Most Holy Trinity, Father, Son, Holy Ghost, I adore You profoundly, and I offer You the most precious Body, Blood, Soul and Divinity of Jesus Christ, present in all the tabernacles of the world, in reparation for the outrages, sacrileges and indifference with which He Himself is offended. And, through the infinite merits of His most Sacred Heart, and the Immaculate Heart of Mary, I beg of You the conversion of poor sinners.

Santíssima Trindade, Padre, Filho, Espírito Santo, (adoro-Vos profundamente) e ofereço-Vos o preciosíssimo Corpo, Sangue, Alma e Divindade de Jesus Cristo, presente em todos os Sacrários da terra, em reparação dos ultrajes, sacrilégios e indiferenças com que Ele mesmo é ofendido.
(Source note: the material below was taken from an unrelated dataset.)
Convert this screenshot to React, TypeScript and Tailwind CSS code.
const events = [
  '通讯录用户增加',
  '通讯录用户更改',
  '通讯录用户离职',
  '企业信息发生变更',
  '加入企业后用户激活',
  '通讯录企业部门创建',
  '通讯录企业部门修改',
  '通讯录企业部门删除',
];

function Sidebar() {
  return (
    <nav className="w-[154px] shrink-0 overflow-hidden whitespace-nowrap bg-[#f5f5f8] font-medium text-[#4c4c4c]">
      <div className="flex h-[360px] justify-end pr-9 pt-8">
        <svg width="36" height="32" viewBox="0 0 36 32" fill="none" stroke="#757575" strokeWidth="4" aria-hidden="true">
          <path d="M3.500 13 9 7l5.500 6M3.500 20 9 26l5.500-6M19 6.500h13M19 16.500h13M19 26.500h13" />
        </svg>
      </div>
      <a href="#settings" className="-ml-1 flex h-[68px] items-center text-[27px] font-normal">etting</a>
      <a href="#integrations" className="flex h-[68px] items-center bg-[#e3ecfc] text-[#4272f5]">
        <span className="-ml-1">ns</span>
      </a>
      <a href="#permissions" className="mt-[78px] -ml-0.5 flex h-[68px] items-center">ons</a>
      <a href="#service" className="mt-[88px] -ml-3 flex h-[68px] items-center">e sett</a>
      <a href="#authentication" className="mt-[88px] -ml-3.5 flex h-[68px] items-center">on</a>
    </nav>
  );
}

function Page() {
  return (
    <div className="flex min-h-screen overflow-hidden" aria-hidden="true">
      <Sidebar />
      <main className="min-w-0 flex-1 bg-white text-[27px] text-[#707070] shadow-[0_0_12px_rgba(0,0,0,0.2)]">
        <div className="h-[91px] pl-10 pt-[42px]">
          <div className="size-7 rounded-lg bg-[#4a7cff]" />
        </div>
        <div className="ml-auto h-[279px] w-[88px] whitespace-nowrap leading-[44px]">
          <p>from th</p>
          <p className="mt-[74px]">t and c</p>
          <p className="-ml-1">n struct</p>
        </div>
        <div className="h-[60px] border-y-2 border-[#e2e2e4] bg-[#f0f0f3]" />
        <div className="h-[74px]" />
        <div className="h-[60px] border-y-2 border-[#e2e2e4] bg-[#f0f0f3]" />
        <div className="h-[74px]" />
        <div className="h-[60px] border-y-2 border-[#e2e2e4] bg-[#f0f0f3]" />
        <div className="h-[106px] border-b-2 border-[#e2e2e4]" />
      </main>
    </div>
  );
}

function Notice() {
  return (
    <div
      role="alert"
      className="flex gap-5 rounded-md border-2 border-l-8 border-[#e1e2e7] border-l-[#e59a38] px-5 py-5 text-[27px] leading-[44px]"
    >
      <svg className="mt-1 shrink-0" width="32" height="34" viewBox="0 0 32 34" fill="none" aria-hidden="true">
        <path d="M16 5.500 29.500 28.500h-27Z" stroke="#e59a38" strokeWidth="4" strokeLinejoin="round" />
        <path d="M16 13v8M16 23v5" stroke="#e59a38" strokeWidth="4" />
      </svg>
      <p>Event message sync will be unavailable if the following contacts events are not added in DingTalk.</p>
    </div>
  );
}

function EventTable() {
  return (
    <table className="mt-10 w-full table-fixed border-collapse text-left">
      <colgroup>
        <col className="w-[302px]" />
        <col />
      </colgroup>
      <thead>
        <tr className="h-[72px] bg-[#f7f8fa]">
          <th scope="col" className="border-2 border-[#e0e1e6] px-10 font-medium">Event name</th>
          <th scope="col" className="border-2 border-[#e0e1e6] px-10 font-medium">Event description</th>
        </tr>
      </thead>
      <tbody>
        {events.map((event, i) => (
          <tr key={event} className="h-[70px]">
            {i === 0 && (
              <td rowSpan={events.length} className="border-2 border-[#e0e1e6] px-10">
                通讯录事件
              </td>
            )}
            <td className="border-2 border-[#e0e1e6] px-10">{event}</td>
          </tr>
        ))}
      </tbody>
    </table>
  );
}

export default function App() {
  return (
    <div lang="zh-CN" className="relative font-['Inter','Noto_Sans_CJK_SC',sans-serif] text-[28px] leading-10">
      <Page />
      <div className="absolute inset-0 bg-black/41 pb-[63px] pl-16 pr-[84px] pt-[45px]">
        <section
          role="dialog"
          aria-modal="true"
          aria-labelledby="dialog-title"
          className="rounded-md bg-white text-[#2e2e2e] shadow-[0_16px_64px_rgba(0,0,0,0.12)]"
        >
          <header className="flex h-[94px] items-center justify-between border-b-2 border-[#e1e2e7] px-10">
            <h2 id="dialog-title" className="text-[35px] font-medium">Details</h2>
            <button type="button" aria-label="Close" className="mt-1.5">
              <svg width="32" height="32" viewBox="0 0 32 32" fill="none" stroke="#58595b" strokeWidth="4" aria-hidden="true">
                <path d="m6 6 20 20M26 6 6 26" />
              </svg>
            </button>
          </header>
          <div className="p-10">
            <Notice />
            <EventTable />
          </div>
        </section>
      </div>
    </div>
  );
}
E pelos méritos infinitos do Seu Santíssimo Coração e do Coração Imaculado de Maria, peço-Vos a conversão dos pobres pecadores.

Sacrilege against the Eucharist includes receiving Communion while in a state of mortal sin.

==Our Lady of Fátima==

===Trinitarian Prayer===

During the initial apparition on May 13, 1917, Our Lady bathed the children in light, and they were "moved by an interior impulse that was ... communicated to [them]", so they said this prayer.

O most Holy Trinity, I adore You! My God, my God, I love You in the most Blessed Sacrament!

Ó Santíssima Trindade, eu Vos adoro. Meu Deus, meu Deus, eu Vos amo no Santíssimo Sacramento.

The Prayer begins with praise towards the Holy Trinity. God the Father, God the Son (Jesus Christ) and God the Holy Spirit. One God, Three Divine Persons. Three Divine Persons that are each fully God.

It concludes with an expression of love and praise towards the Holy Eucharist. The Holy Eucharist is Jesus Christ’s Body, Blood, Soul and Divinity. The prayer also affirms that the Holy Eucharist is God, because He is Jesus.

===Offering Prayer===

On June 13, 1917, Our Lady said to the children "Sacrifice yourselves for sinners, and say [this prayer] many times, especially whenever you make some sacrifice[.]"

O Jesus, it is for love of You, for the conversion of sinners, and in reparation for the sins committed against the Immaculate Heart of Mary.

Ó Jesus, é por Vosso amor, pela conversão dos pecadores e em reparação pelos pecados cometidos contra o Imaculado Coração de Maria.

===Rosary Decade Prayer===

As the most well-known of the five approved prayers, this is often simply called the "Fátima Prayer". On that same day (June 13, 1917), Our Lady taught the children to say this prayer after each decade (a set of ten Hail Marys) of the Rosary. She also encouraged the children to continue daily recitation of the Rosary.

O my Jesus, forgive us, save us from the fire of hell. Lead all souls to Heaven, especially those who are most in need.

Ó meu Jesus, perdoai-nos, livrai-nos do fogo do inferno; levai as alminhas todas para o Céu, principalmente aquelas que mais precisarem.

==Tuy Chapel==
These prayers were reportedly taught privately by Jesus to Sister Lúcia in 1931, when she was a nun in the Galician town of Tuy across the border with Spain. These alleged revelations of Christ have not been approved by the Church, and only the angelic and Marian ones of 1916 and 1917 are approved.

===Conversion Prayer===

By thy pure and Immaculate Conception, O Mary, obtain the conversion of Russia, Spain, Portugal, Europe and the whole world!

===Salvation Prayer===

Sweet Heart of Mary, be the salvation of Russia, Spain, Portugal, Europe and the whole world.